Reelecciones indefinidas: la falencia democrática que encubre cierto ¿autoritarismo?

Desde políticos comunales hasta gobernadores. Desde sindicalistas hasta presidentes de clubes de fútbol. Cuando las reelecciones indefinidas pone en jaque no solo la democracia real sino los sistemas de control de gestión

Una democracia sin alternancia no es una democracia verdadera. Y, lamentablemente, en muchos rincones del país -y de nuestra cultura política- hemos naturalizado una anomalía peligrosa: la permanencia indefinida en el poder -vale aclarar que en esos casos está avalada por la misma Constitución o estatutos-. Intendentes que se reciclan cada cuatro años, sindicalistas que heredan sus gremios como si fueran feudos, y dirigentes de clubes deportivos que transforman las instituciones en sus cotos privados. Todos invocan la voluntad popular, pero detrás de esa acción democrática se escondería algo mucho más oscuro: el uso del poder para perpetuarse.

Este sábado, por ejemplo, se produjo una nueva re-reelección consecutiva de Mario Leito como presidente del Club Atlético Tucumán. Leito lleva en el poder desde el año 2008 y, al finalizar este nuevo mandato -en el 2028- cumplirá 20 años al frente de la institución. Dos décadas manejando los destinos de un Club que debería ser de los socios, no de un solo hombre. Y aunque se apele al voto de las urnas, ¿Qué tan libres son esas elecciones cuando el aparato institucional está completamente controlado por quien busca seguir al mando?

Este caso no es aislado. Basta mirar al conurbano bonaerense para encontrar a los llamados “barones” que gobiernan municipios desde hace años. Algunos con récords de permanencia que avergonzarían incluso a los regímenes más autoritarios. O revisar los nombres de los líderes sindicales que, lejos de representar a sus trabajadores, han hecho de sus gremios una empresa personal: el que menos tiempo lleva en el poder, acumula quince años de mandato.

La trampa está en el discurso: “Que compitan en las urnas”, dicen. Pero compiten en absoluta desigualdad de condiciones. Porque quien ya está en el poder controla el presupuesto, el personal, la logística, los medios internos, los recursos comunicacionales, el aparato institucional y, muchas veces, hasta la voluntad de quienes dependen de esos puestos para subsistir. ¿Cómo se le puede ganar una elección a alguien que no sólo es candidato, sino dueño del escenario, del micrófono y del reglamento?
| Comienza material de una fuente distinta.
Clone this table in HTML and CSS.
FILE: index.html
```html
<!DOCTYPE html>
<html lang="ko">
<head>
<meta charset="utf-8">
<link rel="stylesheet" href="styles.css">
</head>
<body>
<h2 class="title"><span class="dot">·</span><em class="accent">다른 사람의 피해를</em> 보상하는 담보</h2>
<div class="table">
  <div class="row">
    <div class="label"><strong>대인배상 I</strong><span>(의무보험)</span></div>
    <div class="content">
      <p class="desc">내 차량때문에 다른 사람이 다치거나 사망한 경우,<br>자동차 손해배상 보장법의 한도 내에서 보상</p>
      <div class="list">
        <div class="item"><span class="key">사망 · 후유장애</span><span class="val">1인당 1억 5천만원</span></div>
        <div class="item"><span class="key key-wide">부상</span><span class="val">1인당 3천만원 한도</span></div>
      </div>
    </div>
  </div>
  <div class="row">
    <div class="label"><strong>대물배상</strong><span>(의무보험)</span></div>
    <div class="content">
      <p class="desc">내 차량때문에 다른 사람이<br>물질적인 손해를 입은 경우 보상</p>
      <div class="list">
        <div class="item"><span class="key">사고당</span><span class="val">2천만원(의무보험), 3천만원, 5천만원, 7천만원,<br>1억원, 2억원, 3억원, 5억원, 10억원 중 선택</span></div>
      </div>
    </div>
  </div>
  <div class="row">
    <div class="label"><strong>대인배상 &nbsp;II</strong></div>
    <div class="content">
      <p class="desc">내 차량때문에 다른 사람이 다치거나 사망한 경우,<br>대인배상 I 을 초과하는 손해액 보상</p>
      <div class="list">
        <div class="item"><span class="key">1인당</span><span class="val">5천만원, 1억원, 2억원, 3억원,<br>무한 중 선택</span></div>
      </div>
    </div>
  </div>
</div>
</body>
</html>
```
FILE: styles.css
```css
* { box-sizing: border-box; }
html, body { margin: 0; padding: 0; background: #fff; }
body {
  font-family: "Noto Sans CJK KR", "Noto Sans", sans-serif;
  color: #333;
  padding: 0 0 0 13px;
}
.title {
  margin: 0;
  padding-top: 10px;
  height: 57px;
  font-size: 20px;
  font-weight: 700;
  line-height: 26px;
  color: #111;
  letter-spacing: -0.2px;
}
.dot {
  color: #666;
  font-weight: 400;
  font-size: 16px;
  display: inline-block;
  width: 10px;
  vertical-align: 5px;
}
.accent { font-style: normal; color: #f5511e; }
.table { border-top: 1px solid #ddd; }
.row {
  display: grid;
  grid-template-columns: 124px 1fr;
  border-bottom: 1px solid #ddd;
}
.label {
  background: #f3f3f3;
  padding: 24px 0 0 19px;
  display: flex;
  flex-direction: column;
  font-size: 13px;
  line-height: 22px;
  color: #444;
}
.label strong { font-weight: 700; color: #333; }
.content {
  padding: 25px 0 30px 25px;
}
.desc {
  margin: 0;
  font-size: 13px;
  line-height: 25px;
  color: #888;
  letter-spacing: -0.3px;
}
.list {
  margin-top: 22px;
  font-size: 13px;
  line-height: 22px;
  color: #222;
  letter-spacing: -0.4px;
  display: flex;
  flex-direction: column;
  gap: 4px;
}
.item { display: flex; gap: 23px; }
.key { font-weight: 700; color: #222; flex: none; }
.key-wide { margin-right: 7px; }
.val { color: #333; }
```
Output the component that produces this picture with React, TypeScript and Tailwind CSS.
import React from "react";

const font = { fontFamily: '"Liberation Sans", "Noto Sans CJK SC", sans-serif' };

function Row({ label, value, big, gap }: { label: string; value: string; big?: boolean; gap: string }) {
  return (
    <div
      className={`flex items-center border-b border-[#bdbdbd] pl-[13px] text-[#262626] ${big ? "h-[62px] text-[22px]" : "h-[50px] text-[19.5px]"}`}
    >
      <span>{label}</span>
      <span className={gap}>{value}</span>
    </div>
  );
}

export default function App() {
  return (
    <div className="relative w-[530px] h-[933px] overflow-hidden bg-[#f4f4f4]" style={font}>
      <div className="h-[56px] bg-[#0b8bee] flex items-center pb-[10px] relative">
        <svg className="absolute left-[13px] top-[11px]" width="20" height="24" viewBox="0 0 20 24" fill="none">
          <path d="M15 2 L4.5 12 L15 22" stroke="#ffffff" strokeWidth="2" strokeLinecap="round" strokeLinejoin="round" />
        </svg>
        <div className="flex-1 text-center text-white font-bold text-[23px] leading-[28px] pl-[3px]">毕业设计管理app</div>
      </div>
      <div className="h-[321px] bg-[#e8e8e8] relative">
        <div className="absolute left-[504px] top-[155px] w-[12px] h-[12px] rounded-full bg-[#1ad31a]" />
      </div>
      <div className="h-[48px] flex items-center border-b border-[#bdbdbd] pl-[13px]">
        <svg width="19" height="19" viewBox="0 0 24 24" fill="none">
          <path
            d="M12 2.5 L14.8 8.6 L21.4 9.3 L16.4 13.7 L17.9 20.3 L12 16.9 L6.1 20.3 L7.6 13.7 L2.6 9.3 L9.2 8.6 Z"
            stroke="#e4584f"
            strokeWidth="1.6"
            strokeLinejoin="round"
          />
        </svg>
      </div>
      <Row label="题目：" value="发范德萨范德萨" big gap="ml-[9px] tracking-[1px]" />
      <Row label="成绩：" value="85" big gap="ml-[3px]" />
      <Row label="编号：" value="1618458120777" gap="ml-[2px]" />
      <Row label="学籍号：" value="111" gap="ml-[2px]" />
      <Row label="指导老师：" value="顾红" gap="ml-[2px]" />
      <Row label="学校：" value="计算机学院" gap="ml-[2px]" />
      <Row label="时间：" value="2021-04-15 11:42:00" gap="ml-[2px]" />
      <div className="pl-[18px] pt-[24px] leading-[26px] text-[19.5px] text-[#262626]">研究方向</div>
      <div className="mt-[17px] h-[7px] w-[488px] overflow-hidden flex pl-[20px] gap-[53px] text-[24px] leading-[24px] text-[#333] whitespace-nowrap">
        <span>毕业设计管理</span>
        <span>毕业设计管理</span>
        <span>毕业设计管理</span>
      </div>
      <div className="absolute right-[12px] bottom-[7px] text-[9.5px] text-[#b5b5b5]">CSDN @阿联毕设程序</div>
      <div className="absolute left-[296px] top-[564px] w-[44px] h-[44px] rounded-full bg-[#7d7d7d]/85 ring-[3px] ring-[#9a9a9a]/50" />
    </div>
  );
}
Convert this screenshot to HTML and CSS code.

Es complicado, muy, pero tampoco es imposible.

Las reelecciones indefinidas generan un ecosistema de impunidad. El que manda por muchos años no sólo acumula poder, también neutraliza los mecanismos de control, anula la crítica interna y minimiza a la oposición. En muchos casos, esto podría derivar en corrupción, en manejos turbios, en compras de voluntades. Cuando no hay posibilidad de alternancia, no hay incentivos para gobernar bien. Porque es difícil perder.

La democracia no es sólo votar. Es también garantizar condiciones equitativas, es fortalecer las instituciones y es, sobre todo, permitir que haya recambio. El mandato limitado -en cualquier institución-, con posibilidad de una sola reelección, es una regla sana, razonable y republicana. Todo lo que exceda ese marco empezaría a teñirse de autoritarismo solapado.

La permanencia indefinida, en cualquier cargo, no es un signo de gestión eficiente. Es, muchas veces, la señal de una estructura perversa que se resiste a soltar el poder, que confunde conducción con propiedad y liderazgo con dueño.

Si realmente queremos fortalecer nuestras instituciones -sean municipios, sindicatos o clubes- debemos terminar con esta lógica de los “caciques eternos”. Porque la democracia no se mide por la cantidad de elecciones, sino por la calidad del juego democrático. Y en ese juego, la alternancia no es una opción: es un principio.